As the final episode reports for duty (Sunday 9.15pm, BBC One) – though if you’ve managed to avoid gobbling up the lot on iPlayer, you have more self-control than me – we have “only the dreamer and the madman left”. The elite group of French paratroopers who have joined the SAS in the desert were supposed to have been trained by Paddy Mayne, but as Mayne is often a man who “needs to be put in a fucking cage”, the programme did not go as smoothly as hoped. Nevertheless, there are more airstrips to be destroyed, if the tide of the war has any chance of turning, and these men are ready to repeat their attacks. “Go. Kill. Return. Go again,” as David Stirling (Connor Swindells) puts it.

Connor Swindells as David Stirling in SAS Rogue Heroes.
Connor Swindells as David Stirling in SAS Rogue Heroes. Photograph: Sophie Mutevelian/BBC/Kudos

The finale goes again, and goes bigger. Churchill (Jason Watkins, joining a long line of recent actors having a bash, including Brian Cox, Gary Oldman and John Lithgow in The Crown) visits Cairo and meets Stirling to find out what the SAS might need to urge the war effort on. As final episodes go, this does not disappoint – and of course it doesn’t dare peter out. Knight has been building to a bombastic ending, and it is as rich in emotion as in action.

The stealthiness of its appeal is a curious thing. I confess I am not particularly drawn to war stories, so I approached this a little warily. More fool me, because this has been a brilliant drama. The cast is excellent, teasing out the conflict between these wildly different characters, forced into the same circumstances by war.

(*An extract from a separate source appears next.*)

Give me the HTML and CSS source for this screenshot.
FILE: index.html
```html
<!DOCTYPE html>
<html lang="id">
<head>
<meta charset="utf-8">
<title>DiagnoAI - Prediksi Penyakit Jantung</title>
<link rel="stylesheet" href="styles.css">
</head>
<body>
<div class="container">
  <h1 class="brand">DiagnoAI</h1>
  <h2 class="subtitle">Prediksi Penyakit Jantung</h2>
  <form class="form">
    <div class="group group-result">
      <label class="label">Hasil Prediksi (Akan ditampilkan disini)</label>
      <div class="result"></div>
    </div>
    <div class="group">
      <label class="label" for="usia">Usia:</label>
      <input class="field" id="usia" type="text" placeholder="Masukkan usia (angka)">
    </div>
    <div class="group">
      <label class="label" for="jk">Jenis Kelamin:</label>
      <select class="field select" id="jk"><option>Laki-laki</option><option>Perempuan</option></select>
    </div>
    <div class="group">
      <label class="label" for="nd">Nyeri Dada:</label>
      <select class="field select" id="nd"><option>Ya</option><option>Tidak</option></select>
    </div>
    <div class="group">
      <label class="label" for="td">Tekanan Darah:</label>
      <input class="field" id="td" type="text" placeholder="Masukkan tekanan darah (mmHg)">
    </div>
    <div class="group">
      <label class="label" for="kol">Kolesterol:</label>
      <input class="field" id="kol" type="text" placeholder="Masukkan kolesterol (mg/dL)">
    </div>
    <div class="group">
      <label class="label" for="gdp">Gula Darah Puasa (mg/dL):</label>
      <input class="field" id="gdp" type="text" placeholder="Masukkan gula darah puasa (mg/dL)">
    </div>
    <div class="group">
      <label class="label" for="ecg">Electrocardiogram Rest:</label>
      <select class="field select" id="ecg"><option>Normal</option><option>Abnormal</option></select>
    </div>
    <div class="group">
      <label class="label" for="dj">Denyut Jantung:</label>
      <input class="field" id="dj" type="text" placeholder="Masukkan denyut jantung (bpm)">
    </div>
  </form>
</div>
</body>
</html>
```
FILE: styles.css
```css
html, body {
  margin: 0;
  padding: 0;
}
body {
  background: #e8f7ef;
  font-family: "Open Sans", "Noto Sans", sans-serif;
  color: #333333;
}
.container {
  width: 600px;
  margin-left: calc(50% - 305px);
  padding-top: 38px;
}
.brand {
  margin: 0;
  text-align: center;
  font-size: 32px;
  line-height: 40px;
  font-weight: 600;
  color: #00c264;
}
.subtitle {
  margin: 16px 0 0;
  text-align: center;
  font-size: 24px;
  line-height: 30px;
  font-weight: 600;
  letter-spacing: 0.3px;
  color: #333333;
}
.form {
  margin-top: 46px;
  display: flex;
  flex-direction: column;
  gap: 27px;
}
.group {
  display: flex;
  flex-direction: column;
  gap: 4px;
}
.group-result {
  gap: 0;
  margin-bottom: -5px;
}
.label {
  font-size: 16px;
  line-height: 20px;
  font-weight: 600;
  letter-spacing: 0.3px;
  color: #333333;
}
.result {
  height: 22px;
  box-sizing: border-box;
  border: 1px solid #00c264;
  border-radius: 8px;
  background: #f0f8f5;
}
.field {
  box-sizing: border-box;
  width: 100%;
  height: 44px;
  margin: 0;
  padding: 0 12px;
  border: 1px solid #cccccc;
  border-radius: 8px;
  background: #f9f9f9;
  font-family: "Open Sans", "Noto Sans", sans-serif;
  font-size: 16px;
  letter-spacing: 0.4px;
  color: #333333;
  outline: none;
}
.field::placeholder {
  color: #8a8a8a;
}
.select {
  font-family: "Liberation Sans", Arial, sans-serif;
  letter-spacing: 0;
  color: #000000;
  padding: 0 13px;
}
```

Each is a type, yet afforded great complexity, whether that is Dominic West as the slippery Dudley Clarke, trying to navigate duty and personal pride, or the SAS, along with the Free French (and handful of Germans) who have joined them.

At this point, it is also a platonic love story of sorts. Connor Swindells’ Stirling is Scottish aristocracy, born to the role of officer, yet uncomfortable in the rigidity of it, and he kicks out whenever he can. (An alternative title for the show could have been SAS Daddy Issues.) Jack O’Connell’s Mayne is an artistic and sensitive soul who is also the most ruthless when it comes to violence and killing unarmed men. They all have a death wish, but it comes from somewhere unique. Watching them work out how to harness each other’s “mad fucker” tendencies is a treat.

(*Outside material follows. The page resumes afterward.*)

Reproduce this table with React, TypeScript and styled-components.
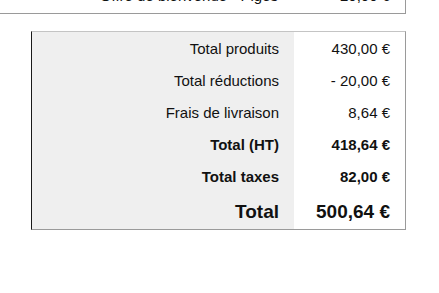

Jason Watkins as Winston Churchill in episode six of SAS Rogue Heroes.
Jason Watkins as Winston Churchill in episode six of SAS Rogue Heroes. Photograph: Sophie Mutevelian/BBC/Kudos

For all of its bombast, which is hugely exciting, the scenes in which Mayne and Stirling interact on a more personal level are tender and lovely. This is the show’s heart. But its head is also silly and funny, and often, the absurdity of war is played for laughs, because so much of this story is just ridiculous. Things fall into place, or fall apart, often on a whim, or a crazy idea, or a coincidence. People live and die – and they do die, often, because it makes sense that a show like this is not shy of killing off its main characters – and the story continues, mildly stunned, but pressing on regardless. Above all, it doesn’t judge behaviours, nor does it force the viewer to judge them. It presents the story and has a ball with it.

In an era of forced moral certainty, its ambiguity is a glass of cold water in the desert. Or should that be a bottle of cold beer and some spit-roasted gazelle?